Of all the lines in this data, how many include "React"? Respond with the number only.

[START EXCERPTED DATA]

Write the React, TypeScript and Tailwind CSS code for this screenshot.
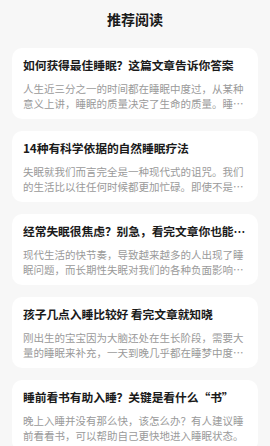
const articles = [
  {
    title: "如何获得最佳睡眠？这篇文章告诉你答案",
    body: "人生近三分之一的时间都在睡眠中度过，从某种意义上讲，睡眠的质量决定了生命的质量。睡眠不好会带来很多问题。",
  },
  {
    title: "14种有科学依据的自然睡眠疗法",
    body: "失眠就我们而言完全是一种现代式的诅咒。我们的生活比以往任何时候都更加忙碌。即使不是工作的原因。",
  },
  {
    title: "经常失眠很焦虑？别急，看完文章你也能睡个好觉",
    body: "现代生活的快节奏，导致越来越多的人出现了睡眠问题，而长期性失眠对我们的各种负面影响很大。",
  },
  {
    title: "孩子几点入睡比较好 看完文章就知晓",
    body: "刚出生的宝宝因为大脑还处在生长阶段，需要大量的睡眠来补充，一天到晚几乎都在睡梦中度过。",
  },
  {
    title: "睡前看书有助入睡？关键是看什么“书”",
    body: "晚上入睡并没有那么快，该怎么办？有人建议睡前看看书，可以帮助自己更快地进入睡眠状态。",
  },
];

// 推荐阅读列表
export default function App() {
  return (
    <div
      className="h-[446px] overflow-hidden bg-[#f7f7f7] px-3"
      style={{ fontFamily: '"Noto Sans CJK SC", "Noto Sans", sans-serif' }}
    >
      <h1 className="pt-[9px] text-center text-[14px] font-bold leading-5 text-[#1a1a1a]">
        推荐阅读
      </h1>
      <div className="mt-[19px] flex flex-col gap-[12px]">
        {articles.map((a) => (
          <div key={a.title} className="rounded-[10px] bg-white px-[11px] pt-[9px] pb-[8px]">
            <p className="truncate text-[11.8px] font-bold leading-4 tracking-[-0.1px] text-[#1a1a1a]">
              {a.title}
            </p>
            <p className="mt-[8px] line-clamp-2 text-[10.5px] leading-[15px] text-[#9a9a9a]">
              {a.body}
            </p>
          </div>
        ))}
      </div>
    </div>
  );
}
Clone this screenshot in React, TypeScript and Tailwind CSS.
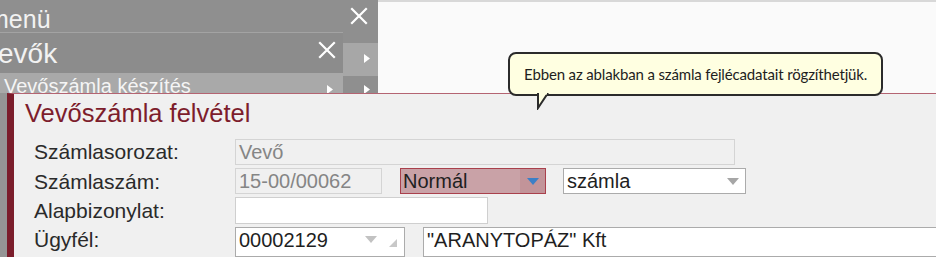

[END EXCERPTED DATA]

# RESPONSE
2